As regards contingent identity statements, such as "Hesperus is Phosphorus", from Hume's principle of constant conjunction, we logically infer that Hesperus is Phosphorus, and therefore is logically contingent rather than logically necessary.

As regards Kant's synthetic a priori judgement, which is about a priori pure and empirical intuitions, it is not about the identity statement "the postbox is red", rather it is about the identity statement "this is red", and as a priori "knowledge", logically necessary.

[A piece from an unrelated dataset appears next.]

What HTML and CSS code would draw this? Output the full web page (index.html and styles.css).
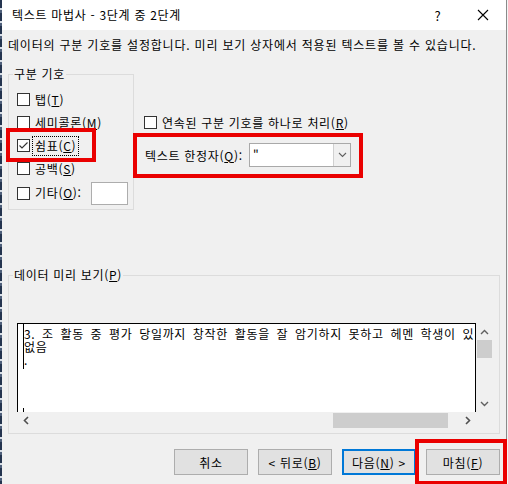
FILE: index.html
```html
<!DOCTYPE html>
<html lang="ko">
<head>
<meta charset="utf-8">
<title>텍스트 마법사</title>
<link rel="stylesheet" href="styles.css">
</head>
<body>
<div class="screen">
  <div class="sliver"></div>
  <div class="dialog">
    <div class="titlebar">
      <span class="title">텍스트 마법사 - 3단계 중 2단계</span>
      <span class="tb-btn help">?</span>
      <span class="tb-btn close"><svg width="12" height="12" viewBox="0 0 12 12"><path d="M1 1L11 11M11 1L1 11" stroke="#000" stroke-width="1.1" fill="none"/></svg></span>
    </div>
    <p class="desc">데이터의 구분 기호를 설정합니다. 미리 보기 상자에서 적용된 텍스트를 볼 수 있습니다.</p>
    <div class="top">
      <fieldset class="group delim">
        <legend>구분 기호</legend>
        <div class="rows">
          <div class="chk"><span class="box"></span><span>탭(<u>T</u>)</span></div>
          <div class="chk"><span class="box"></span><span>세미콜론(<u>M</u>)</span></div>
          <div class="chk"><span class="box"><svg width="11" height="11" viewBox="0 0 11 11"><path d="M1.5 5.5L4 8L9.5 2.5" stroke="#333" stroke-width="1.1" fill="none"/></svg></span><span class="focus">쉼표(<u>C</u>)</span></div>
          <div class="chk"><span class="box"></span><span>공백(<u>S</u>)</span></div>
          <div class="chk other"><span class="box"></span><span>기타(<u>O</u>):</span><span class="tbox"></span></div>
        </div>
      </fieldset>
      <div class="side">
        <div class="chk"><span class="box"></span><span>연속된 구분 기호를 하나로 처리(<u>R</u>)</span></div>
        <div class="qual">
          <span class="qlabel">텍스트 한정자(<u>Q</u>):</span>
          <div class="combo">
            <span class="cval">"</span>
            <span class="cbtn"><svg width="9" height="6" viewBox="0 0 9 6"><path d="M1 1L4.5 4.5L8 1" stroke="#606060" stroke-width="1.1" fill="none"/></svg></span>
          </div>
        </div>
      </div>
    </div>
    <fieldset class="group preview">
      <legend>데이터 미리 보기(<u>P</u>)</legend>
      <div class="inner">
        <div class="grid">
          <div class="data">
            <div class="cols">
              <div class="line">3. 조 활동 중 평가 당일까지 창작한 활동을 잘 암기하지 못하고 헤멘 학생이 있</div>
              <div class="line">없음</div>
              <div class="line">.</div>
            </div>
            <div class="tick"></div>
          </div>
          <div class="vs">
            <span class="arr"><svg width="9" height="6" viewBox="0 0 9 6"><path d="M1 5L4.5 1.5L8 5" stroke="#606060" stroke-width="1.4" fill="none"/></svg></span>
            <span class="vthumb"></span>
            <span class="spacer"></span>
            <span class="arr"><svg width="9" height="6" viewBox="0 0 9 6"><path d="M1 1L4.5 4.5L8 1" stroke="#606060" stroke-width="1.4" fill="none"/></svg></span>
          </div>
          <div class="hs">
            <span class="arr"><svg width="6" height="9" viewBox="0 0 6 9"><path d="M5 1L1.5 4.5L5 8" stroke="#505050" stroke-width="1.6" fill="none"/></svg></span>
            <span class="hthumb"></span>
            <span class="spacer"></span>
            <span class="arr"><svg width="6" height="9" viewBox="0 0 6 9"><path d="M1 1L4.5 4.5L1 8" stroke="#505050" stroke-width="1.6" fill="none"/></svg></span>
          </div>
          <div class="corner"></div>
        </div>
      </div>
    </fieldset>
    <div class="buttons">
      <span class="btn">취소</span>
      <span class="btn">&lt; 뒤로(<u>B</u>)</span>
      <span class="btn default">다음(<u>N</u>) &gt;</span>
      <span class="btn">마침(<u>F</u>)</span>
    </div>
  </div>
  <div class="mark m1"></div>
  <div class="mark m2"></div>
  <div class="mark m3"></div>
</div>
</body>
</html>
```

FILE: styles.css
```css
* { box-sizing: border-box; }
html, body { margin: 0; padding: 0; }
body {
  width: 508px;
  height: 484px;
  overflow: hidden;
  background: #f4f4f4;
  font-family: "Noto Sans CJK KR", "Noto Sans", sans-serif;
  font-size: 12px;
  letter-spacing: 0.7px;
  color: #000;
}
u { text-decoration: underline; text-underline-offset: 1px; text-decoration-thickness: 1px; }
.screen { position: relative; display: flex; width: 508px; height: 484px; }
.sliver {
  width: 2px;
  flex: none;
  background: repeating-linear-gradient(to bottom, #24344f 0 8px, #d6dde6 8px 10px, #4e5f7a 10px 13px);
}
.dialog {
  width: 505px;
  flex: none;
  border-right: 1px solid #8a8a8a;
  background: #f0f0f0;
  display: flex;
  flex-direction: column;
}
.titlebar { height: 30px; background: #fff; display: flex; align-items: center; flex: none; }
.title { flex: 1; padding-left: 10px; line-height: 16px; }
.tb-btn { width: 46px; height: 30px; display: flex; align-items: center; justify-content: center; }
.help { font-size: 13px; padding-left: 2px; }
.desc { margin: 7px 0 0 6px; line-height: 16px; white-space: nowrap; letter-spacing: 0.8px; }
.top { display: flex; align-items: flex-start; margin-top: 13px; padding-left: 6px; }
.group { margin: 0; padding: 0; border: 1px solid #dcdcdc; min-width: 0; }
.group legend { margin-left: 4px; padding: 0 1px; line-height: 16px; }
.delim { width: 126px; flex: none; }
.rows { padding: 6px 5px 4px 8px; display: flex; flex-direction: column; }
.chk { display: flex; align-items: center; height: 23px; gap: 5px; white-space: nowrap; line-height: 16px; }
.chk.other { height: 24px; margin-top: 1px; }
.box {
  width: 13px; height: 13px; flex: none;
  border: 1px solid #333; background: #fff;
  display: flex; align-items: center; justify-content: center;
}
.focus { outline: 1px dotted #000; outline-offset: 1px; padding: 0 1px; margin-left: -1px; }
.tbox { margin-left: auto; width: 37px; height: 23px; border: 1px solid #adadad; background: #fff; }
.side { padding: 45px 0 0 10px; }
.qual { display: flex; align-items: center; margin-top: 9px; height: 24px; }
.qlabel { width: 105px; padding-left: 1px; white-space: nowrap; }
.combo { width: 102px; height: 24px; border: 1px solid #a9a9a9; background: #fff; display: flex; }
.cval { flex: 1; padding-left: 3px; line-height: 22px; }
.cbtn { width: 17px; border-left: 1px solid #d0d0d0; background: #f0f0f0; display: flex; align-items: center; justify-content: center; }
.preview { width: 492px; margin: 57px 0 0 6px; flex: none; }
.inner { padding: 40px 6px 4px 8px; }
.grid { display: grid; grid-template-columns: 459px 17px; grid-template-rows: 89px 17px; }
.data {
  background: #fff;
  border: 1px solid #000;
  border-bottom: none;
  display: flex;
  flex-direction: column;
  overflow: hidden;
}
.cols {
  margin-left: 5px;
  border-left: 1px solid #000;
  height: 45px;
  padding-top: 3px;
  line-height: 13px;
  white-space: nowrap;
  letter-spacing: 0.7px;
  word-spacing: 2.6px;
}
.tick { margin-top: auto; margin-left: 5px; border-left: 1px solid #000; height: 4px; flex: none; }
.vs { background: #f0f0f0; display: flex; flex-direction: column; align-items: center; }
.vs .arr { height: 17px; width: 17px; display: flex; align-items: center; justify-content: center; flex: none; }
.vthumb { width: 15px; height: 18px; background: #cdcdcd; flex: none; }
.spacer { flex: 1; }
.hs { background: #f0f0f0; display: flex; align-items: center; }
.hs .arr { width: 17px; height: 17px; display: flex; align-items: center; justify-content: center; flex: none; }
.hthumb { width: 115px; height: 15px; margin-left: 299px; background: #cdcdcd; flex: none; }
.corner { background: #f0f0f0; }
.buttons { display: flex; justify-content: flex-end; gap: 10px; margin-top: 15px; padding-right: 6px; }
.btn {
  width: 74px; height: 26px;
  background: #e1e1e1;
  border: 1px solid #adadad;
  display: flex; align-items: center; justify-content: center;
  white-space: nowrap;
}
.btn.default { border: 2px solid #0078d7; }
.mark { position: absolute; border: 4px solid #ea0000; }
.m1 { left: 6px; top: 128px; width: 90px; height: 34px; }
.m2 { left: 133px; top: 133px; width: 230px; height: 45px; }
.m3 { left: 415px; top: 439px; width: 92px; height: 46px; }
```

Synthetic a priori judgements
I've always thought the phrase "synthetic a priori" was wrong, as it mixes two fundamentally different things. To my understanding, within language are synthetic and analytic propositions, some knowledge can be a priori and some a posteriori and within logic is the necessary and contingent. It is as if one said "anger is a heavy thing", not to be understood literally but metaphorically.

"Synthetic a priori" means no more than humans are born with certain innate abilities, such as the innate ability to be able to distinguish between a loud and quiet noise, something hot and something cold, etc. Children don't need to go to school to be able to distinguish between a sweet and sour taste, as this is instinctive.

The term a priori knowledge is not correct either, in that humans don't have a knowledge of the colour red before seeing it for the first time, but they do have the ability to see the colour red before ever seeing it for the first time. As an analogy, a wine glass passively shatters when the frequency of an opera singer's voice matches the natural resonant frequency of the wine glass, it is not the case that the wine glass is an active participant.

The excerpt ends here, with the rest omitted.